I'm trying to create a python script that can collect information from the side tables in a wikipedia page. For an example see this page. Along the right hand side of the page, there are 3 vertical looking HTML table
s. The first is titled "Ford Fusion", the 2nd "First generation", and the 3rd "Second generation".
When I try to collect the HTML for the webpage, the tables on the right are not returned with code like this
import requests
from bs4 import BeautifulSoup
search_string = f"Ford Fusion"
search_url = f"https://en.wikipedia.org/w/api.php?action=query&list=search&format=json&srsearch={search_string}"
search_response = requests.get(search_url)
search_data = search_response.json()
closest_match = search_data["query"]["search"][0]["title"]
page_url = f"https://en.wikipedia.org/w/api.php?action=query&prop=extracts&format=json&titles={closest_match}"
page_response = requests.get(page_url)
page_data = page_response.json()
page_id = list(page_data["query"]["pages"].keys())[0]
html_text = page_data["query"]["pages"][page_id]["extract"]
soup = BeautifulSoup(html_text, "html.parser")

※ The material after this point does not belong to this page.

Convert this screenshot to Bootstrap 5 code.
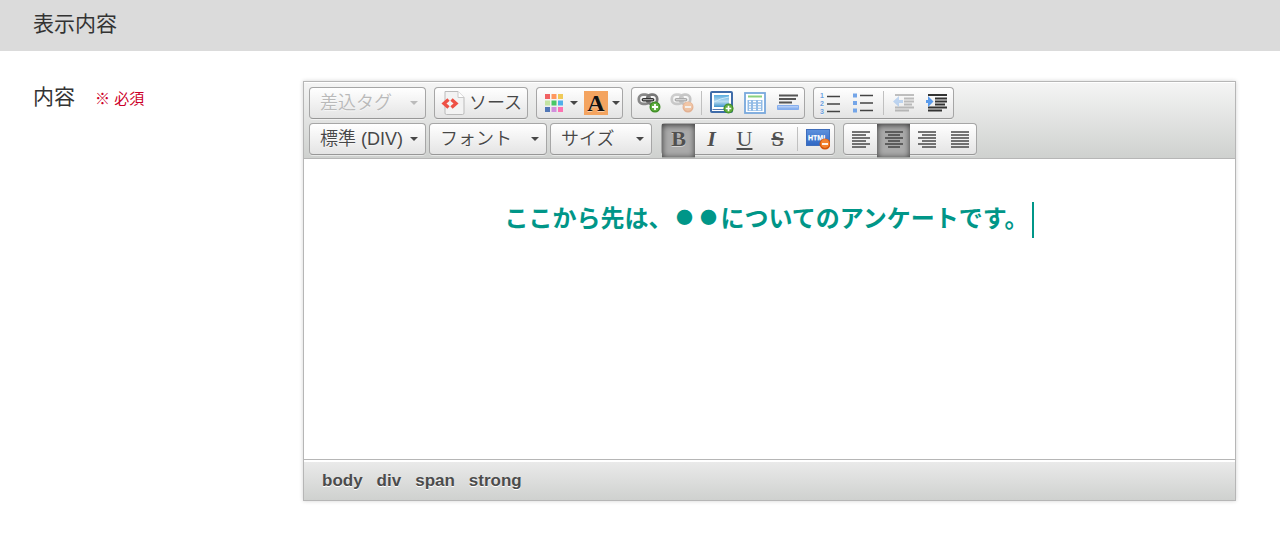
<!DOCTYPE html>
<html lang="ja">
<head>
<meta charset="utf-8">
<meta name="viewport" content="width=device-width, initial-scale=1">
<title>表示内容</title>
<link href="https://cdn.jsdelivr.net/npm/bootstrap@5.3.0/dist/css/bootstrap.min.css" rel="stylesheet">
<style>
body{font-family:"Liberation Sans","Noto Sans CJK JP",sans-serif;color:#333;background:#fff}
.section-head{background:#dbdbdb;padding:8px 33px 11px;font-size:21px;line-height:32px;font-weight:400}
.form-line{padding:30px 44px 42px 33px}
.field-name{width:270px;line-height:32px;gap:20px}
.field-name label{font-size:21px}
.need{font-size:15px;color:#cc0029}
.editor{border:1px solid #b6b6b6;box-shadow:0 0 4px rgba(0,0,0,.18);min-width:0}
.tools{background:linear-gradient(#f5f5f5,#cfd1cf);box-shadow:0 1px 0 #fff inset;border-bottom:1px solid #b6b6b6;padding:5px 5px 3px;row-gap:4px}
.tool-line{column-gap:8px;row-gap:4px}
.combos{gap:3px;margin-right:1px}
.group{display:flex;height:32px;border:1px solid #a6a6a6;border-bottom-color:#979797;border-radius:4px;background:linear-gradient(#fff,#e4e4e4);box-shadow:0 1px 0 rgba(255,255,255,.5)}
.tool{border:0;background:none;padding:0;width:33px;height:30px;display:flex;align-items:center;justify-content:center;color:#474747;text-shadow:0 1px 0 rgba(255,255,255,.5)}
.tool svg{width:24px;height:24px;display:block;flex:none}
.combo,.source-btn{font-size:18px;line-height:30px;font-weight:350;white-space:nowrap}
.combo{justify-content:space-between;padding:0 7px 0 10px}
.w-a{width:115px}.w-b{width:116px}.w-c{width:100px}
.combo:disabled{color:#b9b9b9}
.source-btn{width:92px;gap:3px}
.source-btn svg{width:26px}
.tri{width:0;height:0;border:4px solid transparent;border-top-color:#474747;border-bottom:0;flex:none}
.combo:disabled .tri{border-top-color:#bbb}
.pick{gap:4px}
.pick-a{width:45px}.pick-b{width:40px}
.rule{width:1px;height:24px;margin:3px;background:#c0c0c0}
.pressed{height:33px;background:#aaa;box-shadow:0 1px 6px rgba(0,0,0,.7) inset,0 1px 0 rgba(0,0,0,.2);padding-bottom:3px}
.letter{font-family:"Liberation Serif",serif;font-size:22px;line-height:24px;color:#505050}
.letter u{text-underline-offset:2px;text-decoration-thickness:2px}
.letter s{font-weight:700;text-decoration-thickness:2px}
.writing{height:300px;padding:40px 20px;font-family:"Noto Sans CJK JP",sans-serif;font-size:24px;line-height:36px;font-weight:700;color:#009688;outline:0}
.bullet-mark{display:inline-block;width:24px;font-size:17px;line-height:20px;vertical-align:3px}
.caret-bar{display:inline-block;width:2px;height:36px;background:#009688;vertical-align:middle;margin-left:4px}
.path-bar{height:41px;border-top:1px solid #b6b6b6;background:linear-gradient(#ebebeb,#cfd1cf);box-shadow:0 2px 0 #fff inset;padding:1px 18px 0;gap:14px}
.path-bar a{font-size:17px;line-height:20px;font-weight:700;color:#4c4c4c;text-decoration:none;text-shadow:0 1px 0 #fff}
</style>
</head>
<body>
<svg width="0" height="0" class="position-absolute" aria-hidden="true">
<defs>
<linearGradient id="blue" x2="0" y2="1"><stop stop-color="#5e91dd"/><stop offset="1" stop-color="#2f67c4"/></linearGradient>
<linearGradient id="sky" x2="0" y2="1"><stop stop-color="#5caee0"/><stop offset=".55" stop-color="#b9dcf1"/><stop offset="1" stop-color="#3e92ca"/></linearGradient>
<linearGradient id="sand" x2="0" y2="1"><stop stop-color="#c7dafb"/><stop offset="1" stop-color="#74a4eb"/></linearGradient>
<symbol id="chain" viewBox="0 0 24 24"><g fill="none" stroke-linecap="round"><rect x="2" y="4" width="12" height="10" rx="4.500" stroke="#888" stroke-width="3"/><rect x="11" y="4" width="11" height="10" rx="4.500" stroke="#777" stroke-width="3"/><path d="M7 9.500h10" stroke="#333" stroke-width="4"/><path d="M7 9.500h10" stroke="#ccc" stroke-width="1"/></g></symbol>
<symbol id="plus" viewBox="0 0 12 12"><circle cx="6" cy="6" r="5.500" fill="#3e8d25"/><circle cx="6" cy="6" r="4.300" fill="#60ad40"/><path d="M6 3v6M3 6h6" stroke="#fff" stroke-width="1.800"/></symbol>
<symbol id="minus" viewBox="0 0 12 12"><circle cx="6" cy="6" r="5.500" fill="#d75508"/><circle cx="6" cy="5.500" r="4.400" fill="#f38330"/><path d="M3 6h6" stroke="#fff" stroke-width="1.800"/></symbol>
</defs>
</svg>

<h1 class="section-head m-0">表示内容</h1>
<main class="form-line d-flex align-items-start">
  <div class="field-name d-flex flex-shrink-0 align-items-baseline"><label id="body-label">内容</label><span class="need">※ 必須</span></div>
  <section class="editor flex-grow-1">
    <div class="tools d-flex flex-column" role="toolbar" aria-label="書式">
      <div class="tool-line d-flex flex-wrap">
        <div class="group"><button class="tool combo w-a" disabled>差込タグ<span class="tri"></span></button></div>
        <div class="group"><button class="tool source-btn"><svg viewBox="0 0 26 24"><path d="M5 .5h13l6 6V22q0 1.500-1.500 1.500h-16Q5 23.500 5 22z" fill="#f3f3f3" stroke="#bbb"/><path d="M18 .5v6h6" fill="#fff" stroke="#c8c8c8"/><path d="M8.500 8.500 4 12.500l4.500 4M11.500 8.500l4.500 4-4.500 4" fill="none" stroke="#ee5145" stroke-width="3.400"/></svg>ソース</button></div>
        <div class="group">
          <button class="tool pick pick-a" aria-label="文字色"><svg viewBox="0 0 24 24"><path fill="#f16263" d="M3 3h5v5H3z"/><path fill="#ff985f" d="M9.500 3h5v5h-5z"/><path fill="#efca59" d="M16 3h5v5h-5z"/><path fill="#c5e4a3" d="M3 9.500h5v5H3z"/><path fill="#48c865" d="M9.500 9.500h5v5h-5z"/><path fill="#50afea" d="M16 9.500h5v5h-5z"/><path fill="#5277b7" d="M3 16h5v5H3z"/><path fill="#d18fdc" d="M9.500 16h5v5h-5z"/><path fill="#fd72b1" d="M16 16h5v5h-5z"/></svg><span class="tri"></span></button>
          <button class="tool pick pick-b" aria-label="背景色"><svg viewBox="0 0 24 24"><path fill="#f4a460" d="M0 0h24v24H0z"/><text x="12" y="19.500" text-anchor="middle" font-family="Liberation Serif,serif" font-weight="700" font-size="24" fill="#111">A</text></svg><span class="tri"></span></button>
        </div>
        <div class="group">
          <button class="tool" aria-label="リンク"><svg viewBox="0 0 24 24"><use href="#chain" width="22" height="22"/><use href="#plus" x="12" y="10" width="12" height="12"/></svg></button>
          <button class="tool" aria-label="リンク解除" disabled><svg viewBox="0 0 24 24" opacity=".38"><use href="#chain" width="22" height="22"/><use href="#minus" x="12" y="10" width="12" height="12"/></svg></button>
          <span class="rule"></span>
          <button class="tool" aria-label="画像"><svg viewBox="0 0 24 24"><rect x="1" y="1" width="21" height="20" rx="1" fill="#fff" stroke="#3f6ca9" stroke-width="2"/><path fill="url(#sky)" d="M4 4h15v12H4z"/><path d="M4 11q7-4 15-5" stroke="#cceafa" fill="none"/><path d="M2.500 18.500h19" stroke="#547bb3"/><use href="#plus" x="13" y="12" width="11" height="11"/></svg></button>
          <button class="tool" aria-label="表"><svg viewBox="0 0 24 24"><rect x="2" y="2" width="20" height="20" fill="#fff" stroke="#78a8dc" stroke-width="1.800"/><path d="M5 5.500h14" stroke="#8bd17d" stroke-width="2"/><path fill="#93bce6" d="M4.500 9h15v11h-15z"/><path d="M6 10.500h2M10 10.500h3M15 10.500h3M6 13.500h2M10 13.500h3M15 13.500h3M6 16h2M10 16h3M15 16h3M6 18.500h2M10 18.500h3M15 18.500h3" stroke="#fff" stroke-width="1.500"/></svg></button>
          <button class="tool" aria-label="横罫線"><svg viewBox="0 0 24 24"><path d="M3 4.500h19M3 8h17M3 11.500h13" stroke="#555" stroke-width="1.800"/><path fill="url(#sand)" stroke="#86aeed" d="M1.500 14.500h21v4h-21z"/></svg></button>
        </div>
        <div class="group">
          <button class="tool" aria-label="番号付きリスト"><svg viewBox="0 0 24 24"><g font-family="Liberation Sans,sans-serif" font-size="7" font-weight="700" fill="#6a9fe0"><text x="1" y="7">1</text><text x="1" y="15">2</text><text x="1" y="23">3</text></g><path d="M8 5.500h13M8 13h13M8 20.500h13" stroke="#444" stroke-width="1.700"/></svg></button>
          <button class="tool" aria-label="箇条書き"><svg viewBox="0 0 24 24"><path fill="#74a5e8" d="M1 2.500h4v4H1zM1 10h4v4H1zM1 17.500h4v4H1z"/><path d="M8 4.500h13M8 12h13M8 19.500h13" stroke="#444" stroke-width="1.700"/></svg></button>
          <span class="rule"></span>
          <button class="tool" aria-label="インデント解除" disabled><svg viewBox="0 0 24 24" opacity=".35"><path d="M3 4h19M12 7.500h10M12 10.500h10M12 13.500h8M3 16.500h19M3 19.500h14" stroke="#555" stroke-width="1.800"/><path fill="#5a9bec" d="M1 10.500 7 5v4h4v3H7v4z"/></svg></button>
          <button class="tool" aria-label="インデント"><svg viewBox="0 0 24 24"><path d="M3 4h19M10 7.500h12M10 10.500h12M10 13.500h10M3 16.500h19M3 19.500h14" stroke="#333" stroke-width="1.800"/><path fill="#5a9bec" d="M8.500 10.500 3 5v4H1v3h2v4z"/></svg></button>
        </div>
      </div>
      <div class="tool-line d-flex flex-wrap">
        <div class="combos d-flex">
          <div class="group"><button class="tool combo w-a">標準 (DIV)<span class="tri"></span></button></div>
          <div class="group"><button class="tool combo w-b">フォント<span class="tri"></span></button></div>
          <div class="group"><button class="tool combo w-c">サイズ<span class="tri"></span></button></div>
        </div>
        <div class="group">
          <button class="tool letter pressed" aria-pressed="true"><b>B</b></button>
          <button class="tool letter"><b><i>I</i></b></button>
          <button class="tool letter"><u>U</u></button>
          <button class="tool letter"><s>S</s></button>
          <span class="rule"></span>
          <button class="tool" aria-label="書式を解除"><svg viewBox="0 0 24 24"><rect x=".5" y="2.500" width="23" height="16" fill="url(#blue)" stroke="#3f6ebc"/><text x="2" y="12.500" font-family="Liberation Sans,sans-serif" font-weight="700" font-size="7" fill="#fff">HTML</text><use href="#minus" x="13" y="11" width="12" height="12"/></svg></button>
        </div>
        <div class="group">
          <button class="tool" aria-label="左揃え"><svg viewBox="0 0 24 24"><path d="M3 5h18M3 8h14M3 11h18M3 14h14M3 17h18M3 20h14" stroke="#484848" stroke-width="1.600"/></svg></button>
          <button class="tool pressed" aria-label="中央揃え" aria-pressed="true"><svg viewBox="0 0 24 24"><path d="M3 5h18M6 8h12M3 11h18M6 14h12M3 17h18M6 20h12" stroke="#444" stroke-width="1.600"/></svg></button>
          <button class="tool" aria-label="右揃え"><svg viewBox="0 0 24 24"><path d="M3 5h18M7 8h14M3 11h18M7 14h14M3 17h18M7 20h14" stroke="#484848" stroke-width="1.600"/></svg></button>
          <button class="tool" aria-label="両端揃え"><svg viewBox="0 0 24 24"><path d="M3 5h18M3 8h18M3 11h18M3 14h18M3 17h18M3 20h18" stroke="#484848" stroke-width="1.600"/></svg></button>
        </div>
      </div>
    </div>
    <div class="writing text-center" role="textbox" aria-multiline="true" aria-labelledby="body-label" contenteditable="true" spellcheck="false">ここから先は、<span class="bullet-mark">●</span><span class="bullet-mark">●</span>についてのアンケートです。<span class="caret-bar"></span></div>
    <nav class="path-bar d-flex align-items-center" aria-label="要素パス"><a href="#">body</a><a href="#">div</a><a href="#">span</a><a href="#">strong</a></nav>
  </section>
</main>
<script src="https://cdn.jsdelivr.net/npm/bootstrap@5.3.0/dist/js/bootstrap.bundle.min.js"></script>
</body>
</html>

tables = soup.find_all('table')
print(len(tables))
>> 0
I've inspected the html_text
variable and for some reason the table
s aren't even there, even though I can plainly see them when inspecting the webpage in my browser. How can I get these tables to be returned as part of the request.get
call to the URL?
The problem is that the wikipedia API endpoint has limitations on what it returns. If you change your code to look like this you will get the tables in the HTML response:
import requests
from bs4 import BeautifulSoup
search_string = f"Ford Fusion"
search_url = f"https://en.wikipedia.org/w/api.php?action=query&list=search&format=json&srsearch={search_string}"
search_response = requests.get(search_url)
search_data = search_response.json()
closest_match = search_data["query"]["search"][0]["title"]
page_url = f"https://en.wikipedia.org/wiki/{closest_match}"
page_response = requests.get(page_url)
html_text = page_response.content.decode()
soup = BeautifulSoup(html_text, "html.parser")
tables = soup.find_all('table')
print(len(tables))
>> 13